In collecting the best of over one hundred Canadian men
and women I found it important to include a large number
whose names (if not whose selections) will undoubtedly be
familiar to many: Richler, Atwood, Gallant, Fotheringham,
Quarrington, Slinger, Zolf, Carrier, Guy, Torgov, Tremblay.
But there will be many, probably even dozens, whose names
will be new to you, and whose comedic gifts are awesome.
I am particularly proud of the cartoonists included, ranging
from the fine daily (Lynn Johnston of "For Better or
For Worse," Warren Clements of "Nestlings,"
Jim Unger of "Herman") to the world-class editorial
(Peterson, Dewar, Gable, Mayes, to name a few).
I am also proud of the quite extraordinary stage, radio,
and TV sketches which were so generously shared with me
-- and now with you -- from such major artists as Johnny
Wayne and Frank Shuster, The Royal Cana-dian Air Farce,
Second City, Kids in the
Hall, CODCO, the Frantics, Double Exposure, Smith and Smith,
and, yes, several more.
Here is where I should share a (possibly important) fact
with you, the reader: I wrote to over 150 Canadian authors,
essayists, cartoonists, poets, comedians, playwrights, et
al, asking them to suggest their best. Fully 90 percent
did so (the several deceased notwithstanding). Why did I
do this? you ask. Because I am of the firm belief that writers
know what works best -- what got the most laughs in their
readings, their performances, their stand-up routines. And,
with the very rare exception, they were "right."
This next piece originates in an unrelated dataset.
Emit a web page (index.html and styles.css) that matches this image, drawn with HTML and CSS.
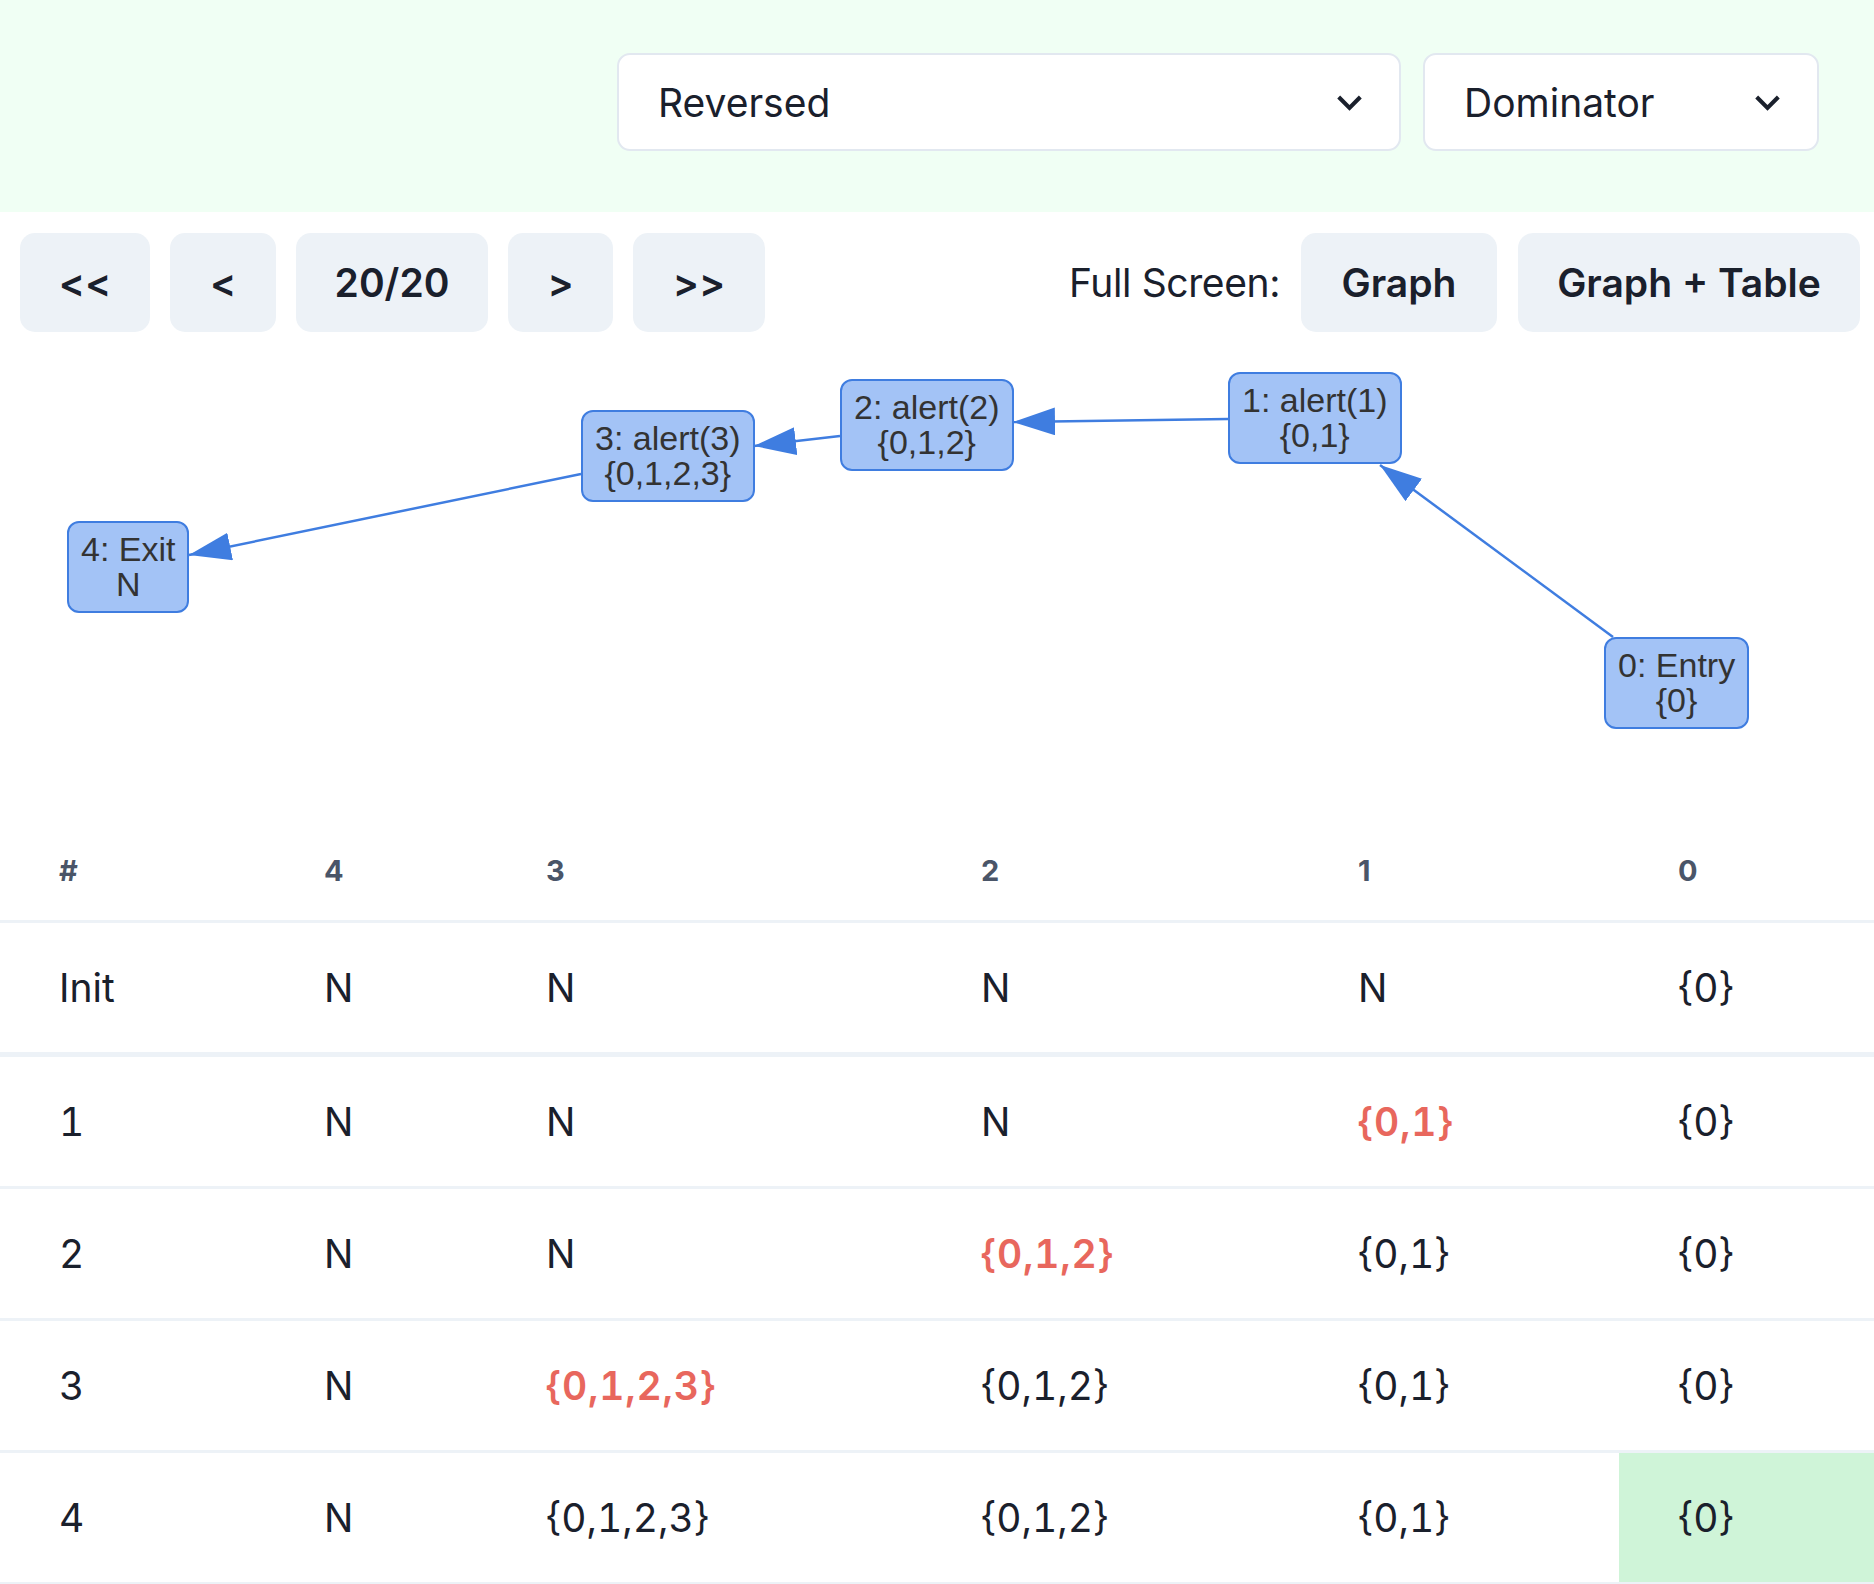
FILE: index.html
```html
<!DOCTYPE html>
<html lang="en">
<head>
<meta charset="utf-8">
<title>Dominator</title>
<link rel="stylesheet" href="styles.css">
</head>
<body>
<header class="topbar">
  <div class="select select-wide">
    <span class="select-value">Reversed</span>
    <svg class="chevron" viewBox="0 0 24 24"><path d="M16.59 8.59L12 13.17 7.41 8.59 6 10l6 6 6-6z"/></svg>
  </div>
  <div class="select select-narrow">
    <span class="select-value">Dominator</span>
    <svg class="chevron" viewBox="0 0 24 24"><path d="M16.59 8.59L12 13.17 7.41 8.59 6 10l6 6 6-6z"/></svg>
  </div>
</header>

<nav class="toolbar">
  <div class="stepper">
    <button class="btn btn-first">&lt;&lt;</button>
    <button class="btn btn-prev">&lt;</button>
    <button class="btn btn-count">20/20</button>
    <button class="btn btn-next">&gt;</button>
    <button class="btn btn-last">&gt;&gt;</button>
  </div>
  <div class="fullscreen">
    <span class="fs-label">Full Screen:</span>
    <button class="btn btn-graph">Graph</button>
    <button class="btn btn-graph-table">Graph + Table</button>
  </div>
</nav>

<section class="graph">
  <svg class="edges" width="1874" height="488" viewBox="0 0 1874 488">
    <defs>
      <marker id="arrow" markerUnits="userSpaceOnUse" markerWidth="42" markerHeight="28" refX="42" refY="14" orient="auto">
        <path d="M0,0 L42,14 L0,28 z" fill="#3f7de0"/>
      </marker>
    </defs>
    <line x1="1228" y1="87" x2="1013" y2="90" class="edge" marker-end="url(#arrow)"/>
    <line x1="840" y1="104" x2="754" y2="114" class="edge" marker-end="url(#arrow)"/>
    <line x1="581" y1="142" x2="189" y2="223" class="edge" marker-end="url(#arrow)"/>
    <line x1="1613" y1="305" x2="1380" y2="133" class="edge" marker-end="url(#arrow)"/>
  </svg>
  <div class="node" style="left:1228px;top:40px">1: alert(1)<br>{0,1}</div>
  <div class="node" style="left:840px;top:47px">2: alert(2)<br>{0,1,2}</div>
  <div class="node" style="left:581px;top:78px">3: alert(3)<br>{0,1,2,3}</div>
  <div class="node" style="left:67px;top:189px">4: Exit<br>N</div>
  <div class="node" style="left:1604px;top:305px">0: Entry<br>{0}</div>
</section>

<table class="table">
  <colgroup>
    <col class="c-step"><col class="c4"><col class="c3"><col class="c2"><col class="c1"><col class="c0">
  </colgroup>
  <thead>
    <tr><th>#</th><th>4</th><th>3</th><th>2</th><th>1</th><th>0</th></tr>
  </thead>
  <tbody>
    <tr class="row-init"><td>Init</td><td>N</td><td>N</td><td>N</td><td>N</td><td>{0}</td></tr>
    <tr><td>1</td><td>N</td><td>N</td><td>N</td><td class="changed">{0,1}</td><td>{0}</td></tr>
    <tr><td>2</td><td>N</td><td>N</td><td class="changed">{0,1,2}</td><td>{0,1}</td><td>{0}</td></tr>
    <tr><td>3</td><td>N</td><td class="changed">{0,1,2,3}</td><td>{0,1,2}</td><td>{0,1}</td><td>{0}</td></tr>
    <tr><td>4</td><td>N</td><td>{0,1,2,3}</td><td>{0,1,2}</td><td>{0,1}</td><td class="final">{0}</td></tr>
  </tbody>
</table>
</body>
</html>
```

FILE: styles.css
```css
* { box-sizing: border-box; }

html, body {
  margin: 0;
  padding: 0;
  background: #ffffff;
  overflow: hidden;
}

body {
  font-family: Inter, "Noto Sans", "DejaVu Sans", sans-serif;
  color: #1a202c;
  width: 1874px;
}

.topbar {
  background: #f0fff4;
  height: 212px;
  display: flex;
  justify-content: flex-end;
  align-items: flex-start;
  gap: 22px;
  padding: 53px 55px 0 0;
}

.select {
  height: 98px;
  background: #ffffff;
  border: 2px solid #e2e8f0;
  border-radius: 13px;
  display: flex;
  align-items: center;
  justify-content: space-between;
  padding: 0 20px 0 39px;
  font-size: 39px;
  color: #1a202c;
}

.select-wide { width: 784px; }
.select-narrow { width: 396px; }

.chevron {
  width: 59px;
  height: 49px;
  fill: #1a202c;
}

.toolbar {
  display: flex;
  justify-content: space-between;
  align-items: center;
  margin-top: 20px;
  padding: 0 14px 0 20px;
  height: 100px;
}

.stepper, .fullscreen {
  display: flex;
  align-items: center;
  gap: 20px;
}

.fullscreen { gap: 21px; }

.btn {
  height: 99px;
  border: none;
  border-radius: 15px;
  background: #edf2f7;
  color: #1a202c;
  font-family: Inter, "Noto Sans", sans-serif;
  font-size: 39px;
  font-weight: 600;
  padding: 0;
  cursor: pointer;
}

.btn-first { width: 130px; }
.btn-prev { width: 106px; }
.btn-count { width: 192px; }
.btn-next { width: 105px; }
.btn-last { width: 132px; }
.btn-graph { width: 196px; }
.btn-graph-table { width: 342px; }

.fs-label {
  font-size: 39px;
  color: #1a202c;
  letter-spacing: -0.01em;
}

.graph {
  position: relative;
  height: 488px;
}

.edges {
  position: absolute;
  left: 0;
  top: 0;
}

.edge {
  stroke: #3f7de0;
  stroke-width: 2.5;
}

.node {
  position: absolute;
  background: #a3c3f6;
  border: 2px solid #3f7de0;
  border-radius: 12px;
  padding: 9px 12px;
  font-family: "Liberation Sans", Arial, sans-serif;
  font-size: 34px;
  line-height: 35px;
  color: #333333;
  text-align: center;
  white-space: nowrap;
}

.table {
  border-collapse: collapse;
  table-layout: fixed;
  width: 1874px;
}

.c-step { width: 265px; }
.c4 { width: 222px; }
.c3 { width: 435px; }
.c2 { width: 377px; }
.c1 { width: 320px; }
.c0 { width: 255px; }

.table th {
  text-align: left;
  font-size: 29px;
  line-height: 39px;
  font-weight: 700;
  color: #4a5568;
  letter-spacing: 0.05em;
  padding: 31px 59px 30px 59px;
  border-bottom: 3px solid #edf2f7;
}

.table td {
  text-align: left;
  font-size: 39px;
  line-height: 51px;
  padding: 39px 59px;
  border-bottom: 3px solid #edf2f7;
  white-space: nowrap;
  font-variant-numeric: tabular-nums;
}

.table .row-init td {
  border-bottom: 5px solid #edf2f7;
}

.table td.changed {
  color: #e8675d;
  font-weight: 600;
  letter-spacing: 0.02em;
}

.table td.final {
  background: #cff4d8;
}
```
What they sent me, or recommended to me, was usually uproarious
-- and often not "available" to the public before
now. To paraphrase Hamlet, "for this release, much
thanks."
This is one very funny book. Open to any page -- you dirty
it, you buy it -- and see what
I mean. It's got plenty of cartoons for those who have had
a rough day but deserve better than what's on TV, especially
if the show was written by some talentless non-Canadian
from south of the border. And even more especially if what's
on TV is a discussion about the Canadian constitution.
As my late grandmothers -- Russian-born, inarticulate in
every official language except Yiddish -- would say, "Enjoy."